Thursday, July 3rd, 2008
Michal Zalewski, of Google, has released ratproxy, a tool to test your Web application against attacks such as XSS and XSRF:
Ratproxy is a semi-automated, largely passive web application security audit tool. It is meant to complement active crawlers and manual proxies more commonly used for this task, and is optimized specifically for an accurate and sensitive detection, and automatic annotation, of potential problems and security-relevant design patterns based on the observation of existing, user-initiated traffic in complex web 2.0 environments. The approach taken with ratproxy offers several important advantages over more traditional methods:
- No risk of disruptions. In the default operating mode, tool does not generate a high volume of attack-simulating traffic, and as such may be safely employed against production systems at will, for all types of ad hoc, post-release audits. Active scanners may trigger DoS conditions or persistent XSSes, and hence are poorly suited for live platforms.
- Low effort, high yield. Compared to active scanners or fully manual proxy-based testing, ratproxy assessments take very little time or bandwidth to run, and proceed in an intuitive, distraction-free manner – yet provide a good insight into the inner workings of a product, and the potential security vulnerabilities therein. They also afford a consistent and predictable coverage of user-accessible features.
- Preserved control flow of human interaction. By silently following the browser, the coverage in locations protected by nonces, during other operations valid only under certain circumstances, or during dynamic events such as cross-domain Referer data disclosure, is greatly enhanced. Brute-force crawlers and fuzzers usually have no way to explore these areas in a reliable manner.
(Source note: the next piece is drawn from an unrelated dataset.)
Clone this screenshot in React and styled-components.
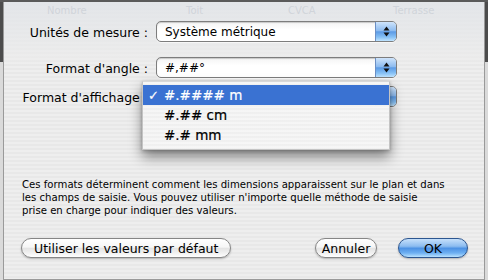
import React from "react";
import styled, { createGlobalStyle } from "styled-components";

const Global = createGlobalStyle`
  html, body { margin: 0; padding: 0; background: #dcdcdc; }
  body { width: 488px; height: 280px; overflow: hidden; }
  * { box-sizing: border-box; }
`;

const FONT = `"DejaVu Sans", "Lucida Grande", "Liberation Sans", sans-serif`;

const Frame = styled.div`
  width: 488px;
  height: 280px;
  position: relative;
  overflow: hidden;
  background: linear-gradient(to bottom, #4c4c4c 0 62px, #dadada 62px);
  padding: 0 3px 2px 3px;
  font-family: ${FONT};
  color: #000;
`;

const Sheet = styled.div`
  position: relative;
  height: 100%;
  border: 1px solid #9a9a9a;
  border-top: none;
  background:
    linear-gradient(to bottom, rgba(225,228,232,0.85) 0px, rgba(236,236,236,0.6) 55px, rgba(236,236,236,0) 64px),
    repeating-linear-gradient(to bottom, #eeeeee 0 2px, #e8e8e8 2px 4px);
  display: flex;
  flex-direction: column;
`;

const TopEdge = styled.div`
  height: 2px;
  background: #5a5a5a;
  margin: 0 -4px;
`;

const Ghost = styled.div`
  height: 18px;
  position: relative;
  font-size: 10px;
  color: rgba(190, 196, 204, 0.55);
`;

const GhostLabel = styled.span`
  position: absolute;
  left: ${(p) => p.$x}px;
  top: 3px;
`;

const Row = styled.div`
  display: grid;
  grid-template-columns: 144px 241px;
  column-gap: 8px;
  align-items: center;
  margin-top: ${(p) => p.$mt || 0}px;
  height: 20px;
`;

const Label = styled.div`
  text-align: right;
  font-size: 12.5px;
  white-space: nowrap;
  padding-top: 1px;
`;

const Popup = styled.div`
  height: 21px;
  display: flex;
  border-radius: 5px;
  border: 1px solid #7d7d7d;
  background: linear-gradient(#f4f4f4, #ffffff 40%, #ffffff);
  box-shadow: inset 0 1px 1px rgba(0,0,0,0.18), 0 1px 0 rgba(255,255,255,0.6);
  overflow: hidden;
`;

const PopupText = styled.div`
  flex: 1;
  font-size: 12px;
  padding-left: 8px;
  display: flex;
  align-items: center;
  white-space: nowrap;
`;

const PopupArrow = styled.div`
  width: 21px;
  border-left: 1px solid #6b8fc4;
  background: linear-gradient(#cfe4fb 0%, #8ebcf0 45%, #5c9be6 52%, #87c1f5 80%, #c0e4ff 100%);
  display: flex;
  align-items: center;
  justify-content: center;
`;

const Menu = styled.div`
  position: absolute;
  left: 138px;
  top: 79px;
  width: 248px;
  padding: 3px 0 4px;
  background: repeating-linear-gradient(to bottom, rgba(246,246,246,0.97) 0 2px, rgba(240,240,240,0.97) 2px 4px);
  border: 1px solid #c4c4c4;
  border-top-color: #d8d8d8;
  box-shadow: 0 7px 12px rgba(0,0,0,0.45), 0 1px 3px rgba(0,0,0,0.25);
  z-index: 5;
`;

const MenuItem = styled.div`
  height: 20px;
  display: flex;
  align-items: center;
  font-size: 13.5px;
  background: ${(p) => (p.$selected ? "#3a72d2" : "transparent")};
  color: ${(p) => (p.$selected ? "#fff" : "#000")};
  white-space: nowrap;
  -webkit-text-stroke: 0.2px currentColor;
`;

const Check = styled.span`
  width: 21px;
  padding-left: 5px;
  font-size: 13px;
`;

const Paragraph = styled.p`
  margin: 72px 0 0 18px;
  font-size: 10.15px;
  line-height: 13px;
  width: 464px;
  white-space: pre-line;
`;

const Buttons = styled.div`
  display: flex;
  align-items: center;
  margin: 21px 0 0 17px;
  padding-right: 16px;
`;

const Spacer = styled.div`
  flex: 1;
`;

const Button = styled.button`
  font-family: ${FONT};
  font-size: 12.5px;
  height: 20px;
  padding: 0 ${(p) => (p.$px != null ? p.$px : 10)}px;
  width: ${(p) => (p.$w ? `${p.$w}px` : "auto")};
  border-radius: 10px;
  border: 1px solid ${(p) => (p.$primary ? "#2c5690" : "#868686")};
  color: #000;
  margin-left: ${(p) => p.$ml || 0}px;
  background: ${(p) =>
    p.$primary
      ? "linear-gradient(#c6e0fb 0%, #8cbcf0 40%, #4d92e4 52%, #6eb0f2 78%, #b9e2ff 100%)"
      : "linear-gradient(#ffffff 0%, #f6f6f6 45%, #e4e4e4 52%, #f2f2f2 80%, #ffffff 100%)"};
  box-shadow: 0 1px 2px rgba(0,0,0,0.25);
  display: flex;
  align-items: center;
  justify-content: center;
`;

const Arrows = () => (
  <svg width="7" height="11" viewBox="0 0 7 11">
    <path d="M3.5 0.5 L6.5 4.5 L0.5 4.5 Z" fill="#111" />
    <path d="M3.5 10.5 L6.5 6.5 L0.5 6.5 Z" fill="#111" />
  </svg>
);

export default function App() {
  return (
    <>
      <Global />
      <Frame>
        <TopEdge />
        <Sheet>
          <Ghost>
            <GhostLabel $x={43}>Nombre</GhostLabel>
            <GhostLabel $x={182}>Toit</GhostLabel>
            <GhostLabel $x={284}>CVCA</GhostLabel>
            <GhostLabel $x={389}>Terrasse</GhostLabel>
          </Ghost>
          <Row $mt={1}>
            <Label>Unités de mesure :</Label>
            <Popup>
              <PopupText>Système métrique</PopupText>
              <PopupArrow><Arrows /></PopupArrow>
            </Popup>
          </Row>
          <Row $mt={16}>
            <Label>Format d'angle :</Label>
            <Popup>
              <PopupText>#,##°</PopupText>
              <PopupArrow><Arrows /></PopupArrow>
            </Popup>
          </Row>
          <Row $mt={9}>
            <Label>Format d'affichage :</Label>
            <Popup>
              <PopupText />
              <PopupArrow><Arrows /></PopupArrow>
            </Popup>
          </Row>
          <Menu>
            <MenuItem $selected><Check>✓</Check>#.#### m</MenuItem>
            <MenuItem><Check />#.## cm</MenuItem>
            <MenuItem><Check />#.# mm</MenuItem>
          </Menu>
          <Paragraph>
            {"Ces formats déterminent comment les dimensions apparaissent sur le plan et dans\nles champs de saisie.  Vous pouvez utiliser n'importe quelle méthode de saisie\nprise en charge pour indiquer des valeurs."}
          </Paragraph>
          <Buttons>
            <Button $px={12}>Utiliser les valeurs par défaut</Button>
            <Spacer />
            <Button $px={0} $w={62}>Annuler</Button>
            <Button $primary $w={70} $ml={21}>OK</Button>
          </Buttons>
        </Sheet>
      </Frame>
    </>
  );
}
What about other solutions?
There are numerous alternative proxy tools meant to aid security auditors – most notably WebScarab, Paros, Burp, ProxMon, and Pantera. Stick with whatever suits your needs, as long as you get the data you need in the format you like.
That said, ratproxy is there for a reason. It is designed specifically to deliver concise reports that focus on prioritized issues of clear relevance to contemporary web 2.0 applications, and to do so in a hands-off, repeatable manner. It should not overwhelm you with raw HTTP traffic dumps, and it goes far beyond simply providing a framework to tamper with the application by hand.
Last but not least, if you are undecided, the proxy may be easily chained with third-party security testing proxies of your choice.